* **AVAILABLE DATA**
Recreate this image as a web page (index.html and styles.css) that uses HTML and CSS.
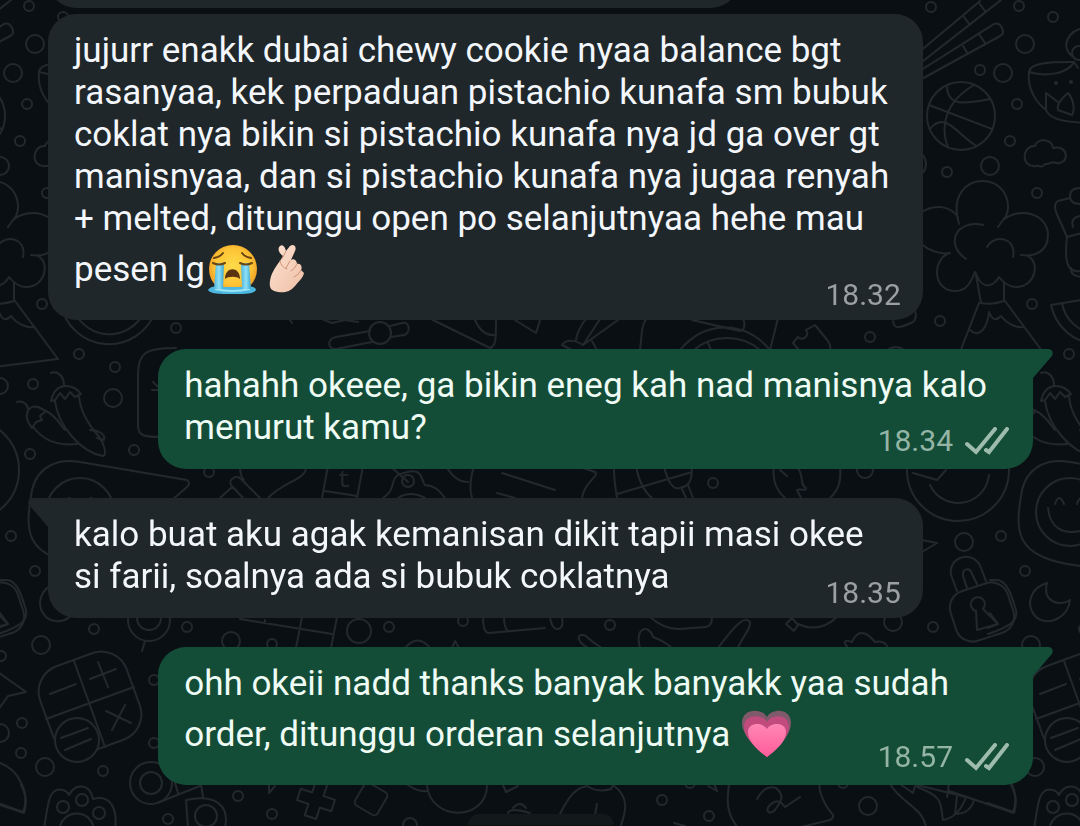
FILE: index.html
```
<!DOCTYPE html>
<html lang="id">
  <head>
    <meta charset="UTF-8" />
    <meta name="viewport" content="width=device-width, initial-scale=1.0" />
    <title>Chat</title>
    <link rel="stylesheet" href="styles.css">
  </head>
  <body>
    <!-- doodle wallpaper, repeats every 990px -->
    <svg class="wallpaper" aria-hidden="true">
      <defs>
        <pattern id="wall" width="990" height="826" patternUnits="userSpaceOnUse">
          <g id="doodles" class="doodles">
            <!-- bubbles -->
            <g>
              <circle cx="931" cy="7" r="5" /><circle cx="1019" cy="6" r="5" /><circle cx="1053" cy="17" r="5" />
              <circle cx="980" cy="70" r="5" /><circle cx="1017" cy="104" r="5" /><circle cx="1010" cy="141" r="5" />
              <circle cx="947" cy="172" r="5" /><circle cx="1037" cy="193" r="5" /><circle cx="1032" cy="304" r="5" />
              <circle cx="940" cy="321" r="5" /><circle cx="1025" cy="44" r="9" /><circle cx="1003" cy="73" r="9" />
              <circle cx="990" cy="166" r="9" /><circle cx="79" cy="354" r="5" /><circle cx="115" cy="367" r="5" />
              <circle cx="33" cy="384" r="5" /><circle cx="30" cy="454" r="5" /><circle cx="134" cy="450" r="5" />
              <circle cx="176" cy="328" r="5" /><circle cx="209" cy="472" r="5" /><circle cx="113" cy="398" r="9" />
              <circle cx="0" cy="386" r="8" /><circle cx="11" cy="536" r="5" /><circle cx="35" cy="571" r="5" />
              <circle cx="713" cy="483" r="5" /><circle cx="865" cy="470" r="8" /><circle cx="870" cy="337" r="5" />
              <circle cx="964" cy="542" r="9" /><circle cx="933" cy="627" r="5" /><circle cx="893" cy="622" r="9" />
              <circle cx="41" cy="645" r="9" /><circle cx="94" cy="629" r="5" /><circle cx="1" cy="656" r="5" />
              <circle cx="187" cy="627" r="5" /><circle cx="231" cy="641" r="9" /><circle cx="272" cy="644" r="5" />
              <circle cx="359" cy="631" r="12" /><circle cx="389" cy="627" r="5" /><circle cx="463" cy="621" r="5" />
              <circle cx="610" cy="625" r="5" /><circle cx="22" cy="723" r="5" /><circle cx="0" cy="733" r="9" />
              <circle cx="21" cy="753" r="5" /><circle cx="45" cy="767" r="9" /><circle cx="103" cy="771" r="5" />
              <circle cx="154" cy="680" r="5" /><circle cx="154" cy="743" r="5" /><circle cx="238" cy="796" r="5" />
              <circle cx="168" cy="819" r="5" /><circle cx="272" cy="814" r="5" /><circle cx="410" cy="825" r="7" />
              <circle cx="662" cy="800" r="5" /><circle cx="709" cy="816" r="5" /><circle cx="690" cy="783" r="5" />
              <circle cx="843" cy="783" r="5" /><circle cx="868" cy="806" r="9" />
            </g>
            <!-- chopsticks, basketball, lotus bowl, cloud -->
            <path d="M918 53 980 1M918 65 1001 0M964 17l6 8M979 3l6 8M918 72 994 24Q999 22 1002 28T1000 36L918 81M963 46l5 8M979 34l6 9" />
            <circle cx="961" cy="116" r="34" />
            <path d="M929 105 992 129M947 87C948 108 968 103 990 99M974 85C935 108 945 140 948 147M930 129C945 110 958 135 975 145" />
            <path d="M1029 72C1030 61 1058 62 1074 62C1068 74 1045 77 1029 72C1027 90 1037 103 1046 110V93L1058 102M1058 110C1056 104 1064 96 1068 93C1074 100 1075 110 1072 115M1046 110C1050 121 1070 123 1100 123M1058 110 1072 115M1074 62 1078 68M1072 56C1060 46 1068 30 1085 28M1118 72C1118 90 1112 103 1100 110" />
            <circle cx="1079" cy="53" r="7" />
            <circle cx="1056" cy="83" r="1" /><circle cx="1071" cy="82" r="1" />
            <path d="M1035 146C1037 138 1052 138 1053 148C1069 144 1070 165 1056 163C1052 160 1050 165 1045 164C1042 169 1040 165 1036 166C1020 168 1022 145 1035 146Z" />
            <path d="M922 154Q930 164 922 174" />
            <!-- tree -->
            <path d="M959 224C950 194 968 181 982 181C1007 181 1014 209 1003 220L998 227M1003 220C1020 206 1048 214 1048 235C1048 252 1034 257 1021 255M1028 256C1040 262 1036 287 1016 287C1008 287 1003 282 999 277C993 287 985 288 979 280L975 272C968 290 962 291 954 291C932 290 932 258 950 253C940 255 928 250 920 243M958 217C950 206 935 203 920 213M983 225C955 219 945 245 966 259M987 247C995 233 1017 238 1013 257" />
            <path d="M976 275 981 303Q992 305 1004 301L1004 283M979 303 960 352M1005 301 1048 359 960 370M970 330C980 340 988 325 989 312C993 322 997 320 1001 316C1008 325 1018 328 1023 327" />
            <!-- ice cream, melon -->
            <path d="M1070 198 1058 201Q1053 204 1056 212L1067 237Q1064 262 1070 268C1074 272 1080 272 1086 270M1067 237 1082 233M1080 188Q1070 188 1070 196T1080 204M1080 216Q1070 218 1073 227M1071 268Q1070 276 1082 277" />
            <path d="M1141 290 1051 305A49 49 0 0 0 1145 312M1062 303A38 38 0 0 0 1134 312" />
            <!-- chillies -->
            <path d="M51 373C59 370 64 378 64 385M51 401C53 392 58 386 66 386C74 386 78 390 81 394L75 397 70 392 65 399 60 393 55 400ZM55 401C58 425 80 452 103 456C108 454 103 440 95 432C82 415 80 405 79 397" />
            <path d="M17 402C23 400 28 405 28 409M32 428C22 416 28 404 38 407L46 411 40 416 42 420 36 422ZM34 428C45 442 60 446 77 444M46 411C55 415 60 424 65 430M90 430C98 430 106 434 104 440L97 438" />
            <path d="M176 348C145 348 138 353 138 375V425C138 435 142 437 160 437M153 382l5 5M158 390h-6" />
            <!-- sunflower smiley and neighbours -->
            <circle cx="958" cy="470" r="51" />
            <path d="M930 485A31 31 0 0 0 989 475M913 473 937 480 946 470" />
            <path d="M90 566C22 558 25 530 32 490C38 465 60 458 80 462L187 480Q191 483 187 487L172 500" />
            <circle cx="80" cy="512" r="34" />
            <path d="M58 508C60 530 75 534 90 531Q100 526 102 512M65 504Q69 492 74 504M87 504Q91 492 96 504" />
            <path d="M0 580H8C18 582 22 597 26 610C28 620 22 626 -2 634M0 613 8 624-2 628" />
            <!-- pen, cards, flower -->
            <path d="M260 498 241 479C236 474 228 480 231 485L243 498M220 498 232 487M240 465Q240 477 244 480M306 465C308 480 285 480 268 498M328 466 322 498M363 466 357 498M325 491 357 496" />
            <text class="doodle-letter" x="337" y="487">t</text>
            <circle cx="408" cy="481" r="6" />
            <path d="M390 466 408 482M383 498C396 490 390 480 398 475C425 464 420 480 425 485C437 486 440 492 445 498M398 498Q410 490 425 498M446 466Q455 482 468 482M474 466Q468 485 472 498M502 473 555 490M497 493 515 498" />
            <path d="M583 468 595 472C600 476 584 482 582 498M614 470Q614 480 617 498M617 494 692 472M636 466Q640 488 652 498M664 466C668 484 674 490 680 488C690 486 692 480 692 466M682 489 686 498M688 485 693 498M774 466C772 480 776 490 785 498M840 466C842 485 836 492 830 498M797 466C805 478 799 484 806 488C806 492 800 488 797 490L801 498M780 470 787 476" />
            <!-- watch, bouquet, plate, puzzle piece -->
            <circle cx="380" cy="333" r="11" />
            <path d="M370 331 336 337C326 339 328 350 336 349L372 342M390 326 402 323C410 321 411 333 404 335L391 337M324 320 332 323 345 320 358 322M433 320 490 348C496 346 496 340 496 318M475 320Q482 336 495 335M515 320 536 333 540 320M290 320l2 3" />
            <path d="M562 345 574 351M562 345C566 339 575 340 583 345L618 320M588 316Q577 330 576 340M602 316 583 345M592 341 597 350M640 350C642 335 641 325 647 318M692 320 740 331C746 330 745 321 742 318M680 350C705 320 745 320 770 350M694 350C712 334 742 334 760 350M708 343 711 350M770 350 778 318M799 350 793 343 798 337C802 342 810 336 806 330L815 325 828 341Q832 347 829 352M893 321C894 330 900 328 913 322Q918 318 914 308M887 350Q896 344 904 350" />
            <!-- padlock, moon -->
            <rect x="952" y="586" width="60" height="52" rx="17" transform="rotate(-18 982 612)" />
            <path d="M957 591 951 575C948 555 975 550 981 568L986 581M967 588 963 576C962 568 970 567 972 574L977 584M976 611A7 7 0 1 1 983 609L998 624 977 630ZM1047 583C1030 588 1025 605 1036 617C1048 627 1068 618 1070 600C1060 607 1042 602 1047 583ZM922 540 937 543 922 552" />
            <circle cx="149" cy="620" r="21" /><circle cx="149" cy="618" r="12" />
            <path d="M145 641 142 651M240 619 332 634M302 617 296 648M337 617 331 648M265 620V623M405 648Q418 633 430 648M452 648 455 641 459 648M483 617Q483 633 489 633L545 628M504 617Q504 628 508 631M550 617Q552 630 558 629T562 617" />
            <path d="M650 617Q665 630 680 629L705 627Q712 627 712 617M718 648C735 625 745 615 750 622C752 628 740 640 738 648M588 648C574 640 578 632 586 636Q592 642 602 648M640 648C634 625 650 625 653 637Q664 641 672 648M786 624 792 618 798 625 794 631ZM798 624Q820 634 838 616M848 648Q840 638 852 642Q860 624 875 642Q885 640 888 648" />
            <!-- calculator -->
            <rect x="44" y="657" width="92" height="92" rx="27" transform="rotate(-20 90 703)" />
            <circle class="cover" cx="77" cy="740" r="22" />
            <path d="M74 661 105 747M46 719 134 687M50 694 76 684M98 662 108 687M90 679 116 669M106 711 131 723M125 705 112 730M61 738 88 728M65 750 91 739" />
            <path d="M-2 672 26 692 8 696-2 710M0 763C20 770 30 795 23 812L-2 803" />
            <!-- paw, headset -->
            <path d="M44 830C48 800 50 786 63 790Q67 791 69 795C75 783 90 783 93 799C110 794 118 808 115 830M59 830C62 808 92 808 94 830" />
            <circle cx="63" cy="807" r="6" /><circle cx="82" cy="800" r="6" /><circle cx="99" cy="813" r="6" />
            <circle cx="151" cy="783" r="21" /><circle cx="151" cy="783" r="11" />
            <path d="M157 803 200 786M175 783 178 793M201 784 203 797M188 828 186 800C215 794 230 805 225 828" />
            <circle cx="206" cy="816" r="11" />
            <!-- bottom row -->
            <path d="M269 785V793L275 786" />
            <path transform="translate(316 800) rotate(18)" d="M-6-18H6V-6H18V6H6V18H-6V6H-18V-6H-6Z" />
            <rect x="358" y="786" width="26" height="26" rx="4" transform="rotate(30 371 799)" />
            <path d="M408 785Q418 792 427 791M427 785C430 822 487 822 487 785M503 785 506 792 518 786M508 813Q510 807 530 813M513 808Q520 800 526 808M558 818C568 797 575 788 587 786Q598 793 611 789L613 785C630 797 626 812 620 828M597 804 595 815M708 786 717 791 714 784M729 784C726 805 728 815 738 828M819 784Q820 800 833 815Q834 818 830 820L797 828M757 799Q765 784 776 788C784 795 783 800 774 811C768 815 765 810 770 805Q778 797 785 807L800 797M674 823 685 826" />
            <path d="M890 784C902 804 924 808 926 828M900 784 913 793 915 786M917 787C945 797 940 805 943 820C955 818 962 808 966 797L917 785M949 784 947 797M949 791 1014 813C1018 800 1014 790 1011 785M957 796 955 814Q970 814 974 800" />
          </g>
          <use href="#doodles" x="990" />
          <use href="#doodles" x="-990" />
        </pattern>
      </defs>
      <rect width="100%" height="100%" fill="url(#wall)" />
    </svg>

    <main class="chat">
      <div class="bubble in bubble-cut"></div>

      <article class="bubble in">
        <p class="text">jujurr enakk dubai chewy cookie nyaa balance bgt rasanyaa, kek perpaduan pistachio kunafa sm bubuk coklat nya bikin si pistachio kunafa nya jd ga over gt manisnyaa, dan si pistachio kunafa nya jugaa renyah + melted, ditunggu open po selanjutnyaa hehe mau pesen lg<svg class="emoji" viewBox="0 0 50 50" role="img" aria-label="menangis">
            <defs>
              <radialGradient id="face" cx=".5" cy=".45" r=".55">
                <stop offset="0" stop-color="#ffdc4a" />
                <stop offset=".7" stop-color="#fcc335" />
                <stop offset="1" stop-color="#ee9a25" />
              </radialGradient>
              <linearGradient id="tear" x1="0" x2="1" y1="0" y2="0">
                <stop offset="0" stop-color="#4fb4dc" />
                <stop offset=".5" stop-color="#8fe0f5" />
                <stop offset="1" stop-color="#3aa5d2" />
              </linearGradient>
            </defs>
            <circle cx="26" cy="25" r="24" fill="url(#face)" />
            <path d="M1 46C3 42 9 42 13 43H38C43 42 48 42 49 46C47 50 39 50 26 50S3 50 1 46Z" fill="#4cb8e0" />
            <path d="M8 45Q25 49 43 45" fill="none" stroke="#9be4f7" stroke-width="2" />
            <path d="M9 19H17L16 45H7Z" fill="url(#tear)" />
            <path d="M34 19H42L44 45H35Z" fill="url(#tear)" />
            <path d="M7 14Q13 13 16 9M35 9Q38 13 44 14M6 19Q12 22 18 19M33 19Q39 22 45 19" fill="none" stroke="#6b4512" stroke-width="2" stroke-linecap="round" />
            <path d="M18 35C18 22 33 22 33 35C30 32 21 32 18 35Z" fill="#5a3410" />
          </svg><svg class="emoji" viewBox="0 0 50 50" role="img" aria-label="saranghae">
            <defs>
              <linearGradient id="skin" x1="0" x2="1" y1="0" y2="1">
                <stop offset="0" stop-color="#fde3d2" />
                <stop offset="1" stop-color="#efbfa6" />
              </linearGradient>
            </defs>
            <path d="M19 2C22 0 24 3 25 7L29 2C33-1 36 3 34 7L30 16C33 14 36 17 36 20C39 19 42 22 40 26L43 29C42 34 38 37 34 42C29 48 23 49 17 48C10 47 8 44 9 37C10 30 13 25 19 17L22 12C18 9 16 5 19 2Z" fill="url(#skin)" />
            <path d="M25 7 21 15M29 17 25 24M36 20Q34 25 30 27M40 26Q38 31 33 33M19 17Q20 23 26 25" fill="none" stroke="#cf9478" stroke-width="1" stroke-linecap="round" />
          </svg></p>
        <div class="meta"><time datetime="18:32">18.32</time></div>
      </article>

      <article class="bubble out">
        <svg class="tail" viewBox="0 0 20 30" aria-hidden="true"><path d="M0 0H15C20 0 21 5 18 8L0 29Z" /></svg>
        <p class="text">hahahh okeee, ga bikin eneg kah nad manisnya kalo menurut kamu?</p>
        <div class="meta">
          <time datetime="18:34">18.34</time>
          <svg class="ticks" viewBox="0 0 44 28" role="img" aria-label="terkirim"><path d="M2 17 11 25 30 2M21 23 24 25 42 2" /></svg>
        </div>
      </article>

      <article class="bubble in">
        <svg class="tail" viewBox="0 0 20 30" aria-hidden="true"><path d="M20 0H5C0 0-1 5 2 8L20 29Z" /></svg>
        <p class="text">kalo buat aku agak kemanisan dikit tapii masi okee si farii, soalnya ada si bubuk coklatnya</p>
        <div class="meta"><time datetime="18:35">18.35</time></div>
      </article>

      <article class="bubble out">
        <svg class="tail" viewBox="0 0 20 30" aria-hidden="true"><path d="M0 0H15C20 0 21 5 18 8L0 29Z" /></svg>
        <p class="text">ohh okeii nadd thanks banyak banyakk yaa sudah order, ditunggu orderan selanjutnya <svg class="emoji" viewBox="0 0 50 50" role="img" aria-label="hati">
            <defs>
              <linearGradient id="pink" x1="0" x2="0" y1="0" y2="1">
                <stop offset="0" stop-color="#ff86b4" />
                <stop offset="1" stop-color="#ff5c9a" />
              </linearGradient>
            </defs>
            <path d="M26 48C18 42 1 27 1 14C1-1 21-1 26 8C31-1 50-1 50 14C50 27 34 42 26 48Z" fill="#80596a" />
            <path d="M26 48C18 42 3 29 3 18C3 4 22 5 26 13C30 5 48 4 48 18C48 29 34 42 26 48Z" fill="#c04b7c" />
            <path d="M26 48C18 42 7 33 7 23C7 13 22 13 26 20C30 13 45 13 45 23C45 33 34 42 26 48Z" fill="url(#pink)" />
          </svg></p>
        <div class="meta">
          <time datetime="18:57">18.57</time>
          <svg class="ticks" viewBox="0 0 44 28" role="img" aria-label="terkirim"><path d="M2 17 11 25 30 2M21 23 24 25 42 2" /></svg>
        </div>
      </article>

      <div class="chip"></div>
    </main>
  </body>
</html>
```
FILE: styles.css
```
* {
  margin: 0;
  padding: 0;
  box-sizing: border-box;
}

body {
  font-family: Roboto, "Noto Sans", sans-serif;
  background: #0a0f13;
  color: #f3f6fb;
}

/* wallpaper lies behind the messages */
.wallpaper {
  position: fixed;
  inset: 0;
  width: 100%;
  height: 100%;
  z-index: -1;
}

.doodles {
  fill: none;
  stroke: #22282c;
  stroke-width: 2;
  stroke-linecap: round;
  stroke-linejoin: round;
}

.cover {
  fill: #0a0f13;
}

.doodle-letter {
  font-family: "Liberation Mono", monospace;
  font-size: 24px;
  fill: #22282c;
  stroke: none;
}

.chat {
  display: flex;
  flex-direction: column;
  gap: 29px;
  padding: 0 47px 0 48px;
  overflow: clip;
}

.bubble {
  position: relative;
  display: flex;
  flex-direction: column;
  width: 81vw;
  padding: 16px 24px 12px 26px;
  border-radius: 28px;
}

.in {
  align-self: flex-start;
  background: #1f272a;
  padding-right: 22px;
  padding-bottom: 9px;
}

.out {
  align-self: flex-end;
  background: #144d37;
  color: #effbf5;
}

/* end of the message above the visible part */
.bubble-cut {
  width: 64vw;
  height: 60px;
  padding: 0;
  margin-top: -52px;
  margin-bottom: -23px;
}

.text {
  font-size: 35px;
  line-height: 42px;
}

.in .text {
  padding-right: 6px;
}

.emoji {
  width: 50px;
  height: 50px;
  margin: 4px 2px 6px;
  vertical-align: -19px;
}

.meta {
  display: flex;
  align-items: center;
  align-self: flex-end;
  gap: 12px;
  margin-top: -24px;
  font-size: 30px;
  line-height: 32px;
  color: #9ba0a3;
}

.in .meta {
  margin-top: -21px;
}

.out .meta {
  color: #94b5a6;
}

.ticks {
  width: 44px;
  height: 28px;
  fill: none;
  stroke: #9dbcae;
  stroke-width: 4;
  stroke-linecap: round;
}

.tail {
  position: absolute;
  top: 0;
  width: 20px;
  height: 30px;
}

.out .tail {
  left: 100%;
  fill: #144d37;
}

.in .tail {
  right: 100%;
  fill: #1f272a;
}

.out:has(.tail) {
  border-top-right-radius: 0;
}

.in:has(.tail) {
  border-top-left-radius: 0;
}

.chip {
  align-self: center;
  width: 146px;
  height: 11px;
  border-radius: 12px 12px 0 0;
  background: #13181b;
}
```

* **EXERCISE DIRECTIONS**
Collect each line above holding the string "index".

* **WRITTEN REPLY**
Recreate this image as a web page (index.html and styles.css) that uses HTML and CSS.
FILE: index.html
  z-index: -1;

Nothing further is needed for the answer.